Strong spin–phonon coupling in Gd-filled nanotubes

To develop one-dimensional spintronic devices, we synthesize Gd-filled double-walled carbon nanotubes where the long spin-coherence time of a paramagnetic gadolinium (Gd3+) ion and the discrete phonon modes of a carbon nanotube can be combined. Here, we report Raman observation of spin–phonon coupling in the Gd-filled double-walled nanotubes by analyzing the low-temperature dependence of the dominant phonon modes (G-band).
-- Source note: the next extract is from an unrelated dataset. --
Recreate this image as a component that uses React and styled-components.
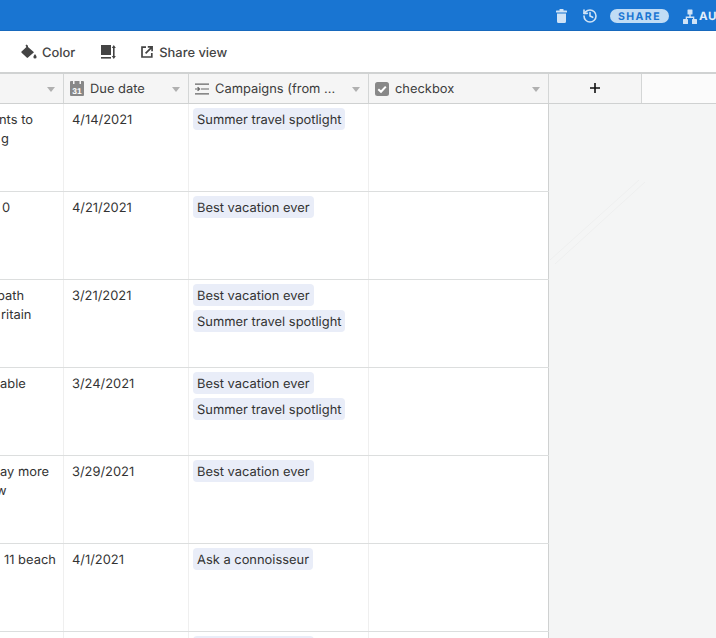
import React from "react";
import styled, { createGlobalStyle } from "styled-components";
import { History } from "lucide-react";

const Global = createGlobalStyle`
  html, body { margin: 0; padding: 0; background: #fff; }
  body {
    font-family: Inter, "Liberation Sans", sans-serif;
    color: #333;
    overflow: hidden;
    text-rendering: geometricPrecision;
  }
`;

const Page = styled.div`
  width: 716px;
  height: 638px;
  overflow: hidden;
  display: flex;
  flex-direction: column;
`;

const TopBar = styled.header`
  height: 31px;
  flex: none;
  background: #1975d2;
  display: flex;
  align-items: center;
  padding: 2px 0 0 556px;
  box-sizing: border-box;
  color: #d0e3f6;
  border-bottom: 1px solid #1769bd;
`;

const TopIcon = styled.span`
  display: flex;
  flex: none;
  margin-right: ${(p) => p.$gap}px;
`;

const SharePill = styled.span`
  width: 59px;
  flex: none;
  height: 14px;
  border-radius: 7px;
  background: #c0dcf5;
  color: #1975d2;
  font-size: 10.5px;
  font-weight: 700;
  letter-spacing: 1.4px;
  display: flex;
  align-items: center;
  justify-content: center;
  margin-right: 14px;
`;

const TopLabel = styled.span`
  flex: none;
  font-size: 11.5px;
  font-weight: 700;
  letter-spacing: 0.6px;
  margin-left: 2px;
  color: #e4effa;
`;

const Toolbar = styled.div`
  height: 41px;
  flex: none;
  display: flex;
  align-items: center;
  gap: 25.5px;
  padding-left: 21px;
  background: #fff;
`;

const ToolItem = styled.span`
  display: flex;
  align-items: center;
  gap: ${(p) => p.$gap}px;
`;

const ToolLabel = styled.span`
  padding-top: 4px;
  font-size: 12.9px;
  font-weight: 500;
  color: #444;
`;

const HeaderRow = styled.div`
  height: 32px;
  flex: none;
  display: flex;
  box-sizing: border-box;
  border-top: 2px solid #d0d2d2;
  border-bottom: 1px solid #cfd1d1;
  background: #fbfbfb;
`;

const HeadCell = styled.div`
  width: ${(p) => p.$w}px;
  flex: none;
  box-sizing: border-box;
  background: #f5f5f5;
  border-right: 1px solid #d4d6d6;
  display: flex;
  align-items: center;
  gap: 6px;
  padding: 0 8px 0 6px;
  font-size: 12.9px;
  color: #3d3d3d;
`;

const HeadLabel = styled.span`
  flex: 1;
  padding-top: 2px;
  white-space: nowrap;
  overflow: hidden;
`;

const Caret = styled.i`
  width: 0;
  height: 0;
  border-left: 4px solid transparent;
  border-right: 4px solid transparent;
  border-top: 5px solid #b0b0b0;
  margin-top: 2px;
`;

const AddCell = styled(HeadCell)`
  justify-content: center;
  padding: 0 0 1px;
`;

const Body = styled.div`
  flex: 1;
  display: flex;
  min-height: 0;
`;

const Rows = styled.div`
  width: 549px;
  flex: none;
`;

const Row = styled.div`
  height: 88px;
  display: flex;
  box-sizing: border-box;
  border-bottom: 1px solid #dcdede;
  background: #fff;
`;

const Cell = styled.div`
  width: ${(p) => p.$w}px;
  flex: none;
  box-sizing: border-box;
  overflow: hidden;
  border-right: 1px solid ${(p) => (p.$last ? "#cfd1d1" : "#efefef")};
  font-size: 12.9px;
  line-height: 19px;
  color: #333;
`;

const TextCell = styled(Cell)`
  padding: 7px 8px;
`;

const ClippedCell = styled(Cell)`
  padding-top: 7px;
`;

const ClippedLine = styled.div`
  margin-left: ${(p) => p.$x}px;
  white-space: nowrap;
`;

const PillCell = styled(Cell)`
  padding: 4px;
  display: flex;
  flex-direction: column;
  align-items: flex-start;
  gap: 4px;
`;

const Pill = styled.span`
  box-sizing: border-box;
  height: 22px;
  line-height: 19px;
  padding: 3px 4px 0;
  border-radius: 4px;
  background: #e9edf8;
  color: #333;
  white-space: nowrap;
`;

const Panel = styled.div`
  flex: 1;
  position: relative;
  background: #f4f5f5;
  overflow: hidden;
`;

const PanelStreak = styled.svg`
  position: absolute;
  left: 0;
  top: 0;
`;

const columns = [64, 125, 180, 180];

const rows = [
  { left: [["nts to", -1], ["g", 1]], date: "4/14/2021", tags: ["Summer travel spotlight"] },
  { left: [["0", 2]], date: "4/21/2021", tags: ["Best vacation ever"] },
  { left: [["bath", -3], ["ritain", 1]], date: "3/21/2021", tags: ["Best vacation ever", "Summer travel spotlight"] },
  { left: [["able", 0]], date: "3/24/2021", tags: ["Best vacation ever", "Summer travel spotlight"] },
  { left: [["ay more", 0], ["w", -4]], date: "3/29/2021", tags: ["Best vacation ever"] },
  { left: [["11 beach", 4]], date: "4/1/2021", tags: ["Ask a connoisseur"] },
  { left: [], date: "", tags: ["Best vacation ever"] },
];

const Trash = () => (
  <svg width="11" height="14" viewBox="0 0 11 14" fill="currentColor">
    <rect x="3.5" y="0" width="4" height="2" rx="0.5" />
    <rect x="0" y="1.5" width="11" height="2" rx="0.6" />
    <path d="M1 4.5h9v8a1.5 1.5 0 0 1-1.5 1.5h-6A1.5 1.5 0 0 1 1 12.5z" />
  </svg>
);

const Org = () => (
  <TopIcon $gap={0}>
    <svg width="14" height="15" viewBox="0 0 14 15" fill="currentColor">
      <rect x="4.5" y="0.5" width="5" height="5" rx="0.6" />
      <rect x="0" y="10" width="5" height="5" rx="0.6" />
      <rect x="9" y="10" width="5" height="5" rx="0.6" />
      <path d="M6.3 5h1.4v2.6h3.6V10H10V8.9H4V10H2.7V7.6h3.6z" />
    </svg>
  </TopIcon>
);

const Bucket = () => (
  <svg width="16" height="15" viewBox="0 0 16 15" fill="#444">
    <path d="M5.5 0.5 7 1.8 L7 3 L13 8.2 L7 13.6 a1 1 0 0 1-1.3 0 L0.6 8.8 a1 1 0 0 1 0-1.4 L5.4 3 L4.5 1.6z" />
    <path d="M14 10c1 1.4 1.6 2.2 1.6 3a1.6 1.6 0 0 1-3.2 0c0-.8.6-1.6 1.6-3z" />
  </svg>
);

const RowHeight = () => (
  <svg width="15" height="14" viewBox="0 0 15 14" fill="#444">
    <rect x="0" y="0" width="10" height="10" />
    <rect x="0" y="12" width="10" height="1.6" />
    <rect x="12" y="3" width="1.6" height="8" />
    <path d="M12.8 0l2 3h-4zM12.8 14l-2-3h4z" />
  </svg>
);

const ShareOut = () => (
  <svg width="12" height="12" viewBox="0 0 12 12" fill="none" stroke="#444" strokeWidth="1.7">
    <path d="M5 1.2H1v9.8h9.8V7" />
    <path d="M4.6 7.4 10.4 1.6M6.8 0.9h4.3v4.3" />
  </svg>
);

const Calendar = () => (
  <svg width="14" height="15" viewBox="0 0 14 15">
    <rect x="0" y="0" width="14" height="15" rx="1" fill="#888" />
    <rect x="3" y="0" width="1.5" height="3" fill="#f5f5f5" />
    <rect x="9.5" y="0" width="1.5" height="3" fill="#f5f5f5" />
    <text x="7" y="12.6" textAnchor="middle" fontSize="8.5" fontWeight="700" fill="#fff" fontFamily="Liberation Sans, sans-serif">31</text>
  </svg>
);

const Lookup = () => (
  <svg width="14" height="12" viewBox="0 0 14 12" fill="none" stroke="#666" strokeWidth="1.2">
    <path d="M0 1.2h14M6 6h8M0 10.8h14M0 6h4M2.6 4.2 4.6 6 2.6 7.8" />
  </svg>
);

const Check = () => (
  <svg width="14" height="14" viewBox="0 0 14 14">
    <rect width="14" height="14" rx="2.5" fill="#888" />
    <path d="M3.3 7.2 6 9.8l4.8-5.2" fill="none" stroke="#fff" strokeWidth="2" />
  </svg>
);

const Plus = () => (
  <svg width="10" height="10" viewBox="0 0 10 10" stroke="#111" strokeWidth="1.6">
    <path d="M5 0v10M0 5h10" />
  </svg>
);

export default function App() {
  return (
    <Page>
      <Global />
      <TopBar>
        <TopIcon $gap={15}><Trash /></TopIcon>
        <TopIcon $gap={12}><History size={16} strokeWidth={2.4} /></TopIcon>
        <SharePill>SHARE</SharePill>
        <Org />
        <TopLabel>AU</TopLabel>
      </TopBar>
      <Toolbar>
        <ToolItem $gap={5}><Bucket /><ToolLabel>Color</ToolLabel></ToolItem>
        <ToolItem $gap={0}><RowHeight /></ToolItem>
        <ToolItem $gap={6}><ShareOut /><ToolLabel>Share view</ToolLabel></ToolItem>
      </Toolbar>
      <HeaderRow>
        <HeadCell $w={columns[0]}><HeadLabel /><Caret /></HeadCell>
        <HeadCell $w={columns[1]}><Calendar /><HeadLabel>Due date</HeadLabel><Caret /></HeadCell>
        <HeadCell $w={columns[2]}><Lookup /><HeadLabel>Campaigns (from ...</HeadLabel><Caret /></HeadCell>
        <HeadCell $w={columns[3]}><Check /><HeadLabel>checkbox</HeadLabel><Caret /></HeadCell>
        <AddCell $w={93}><Plus /></AddCell>
      </HeaderRow>
      <Body>
        <Rows>
          {rows.map((r, i) => (
            <Row key={i}>
              <ClippedCell $w={columns[0]}>
                {r.left.map(([t, x]) => (
                  <ClippedLine key={t} $x={x}>{t}</ClippedLine>
                ))}
              </ClippedCell>
              <TextCell $w={columns[1]}>{r.date}</TextCell>
              <PillCell $w={columns[2]}>
                {r.tags.map((t) => <Pill key={t}>{t}</Pill>)}
              </PillCell>
              <Cell $w={columns[3]} $last />
            </Row>
          ))}
        </Rows>
        <Panel>
          <PanelStreak width="167" height="534" viewBox="0 0 167 534" fill="none" stroke="#eeefef">
            <path d="M1 156 90 76M6 160 96 78" />
          </PanelStreak>
        </Panel>
      </Body>
    </Page>
  );
}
A G-band (w+G ext and w +G int) phonon frequency hardening is observed below a critical temperature of TC ∼ 110 K coinciding with the onset temperature of superparamagnetic behavior confirmed through magnetization studies. This anomalous behavior is ascribed to phonon renormalization induced by spin–phonon coupling interaction. The estimated spin–phonon coupling constant values are 12.2 and 5.0 cm−1 for G +ext and G +int phonon modes, respectively, analyzed by comparing the phonon frequency variation (Δw) to magnetization as a function of temperature. Realizing a spin–phonon coupling (three times higher than for other multiferroic compounds) interface and modulating it in a one-dimensional system have potential benefit when designing effective molecular qubits.